Speaker: Bernat Gabor likes to focus on data ingestion pipelines (transformation and quality control).
Let's talk about tox, a testing tools used even by py.test itself.
A regular Python app or library usually has
- business logic
- tests (unit and integration: pytest. nosetest, nose2, …)
- packaging parts (setuptoosl, flit, poetry, PEX, XAR)
- documentation (sphinx, mkdocs)
- type checks if you're fancy
- static code analysis and linters (pylint, flake8)
- support for mutliple Python versions
- support for multiple major dependency versions like Django if applicable
- a quick setup
And you want all of this working after every commit – but all tools have their own interface, so integrating is hard, and using them is hard for newcomers.
A good start is having documentation, like a CONTRIBUTING file. Usually things devolve into shell scripts and Makefiles, too, to ensure everything is run and tested. Then you add multiple environments, reporting (human and machine readable, please), parallelisations, and suddenly you find yourself far down the rabbithole. You spend a lot of time, you need to maintain the tool, it's probably never quite right, etc.

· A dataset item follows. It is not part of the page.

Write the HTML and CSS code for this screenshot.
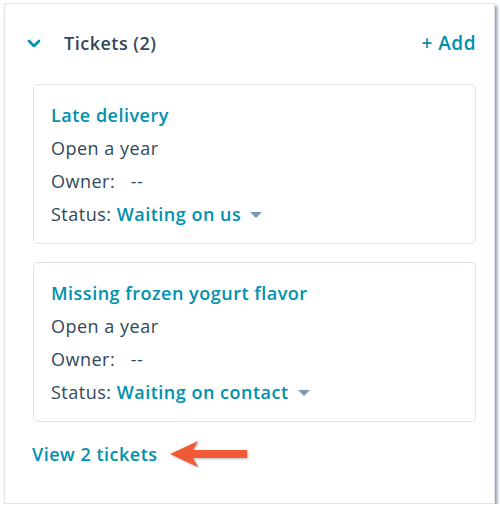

tox was started by pytest developers, who envisioned pytest to be the testing framework and tox being the test runner. tox works on the principle that you should be able to merge CI and local testing, replicating every CI issue locally.
tox is configured in the
tox.ini where you can define tools, and gives you
a central way to invoke them, and isolate them against each other and your
local environment. You can define step as mandatory and optional, and have
different phases of testing.
You can also use tox to run your actual publishing workflow. You can define separate environments for your testing parts (e.g. documentation needs a different Python version than tests).
Packaging tests are currently a bit iffy, because you still need to put build requirements into your tox.ini, which will be improved once PEP 517 and PEP 518 are implemented.
If you run tox, the environment is created on the first run, and then re-used. Python versions will be discovered in PATH. You can also define separate dependencies per target. After than, you can basically invoke a list of commands. The command runner will strip away most of your environment variables, and will stop on first failure, failing the whole target, and failing output is exposed to the user.
You can of course run only a single target, to shorten the runtime. Use
posargs to pass arguments to tools, and use
detox to run tests in
parallel (downside: no streamed output).
You can use factor expressions to list all combinations that should be tested. Of course, there is also a plugin system, if this doesn't quite meet your needs.
Caveat: You'll still need to update the dependencies in environments by force recreating after dependencies change.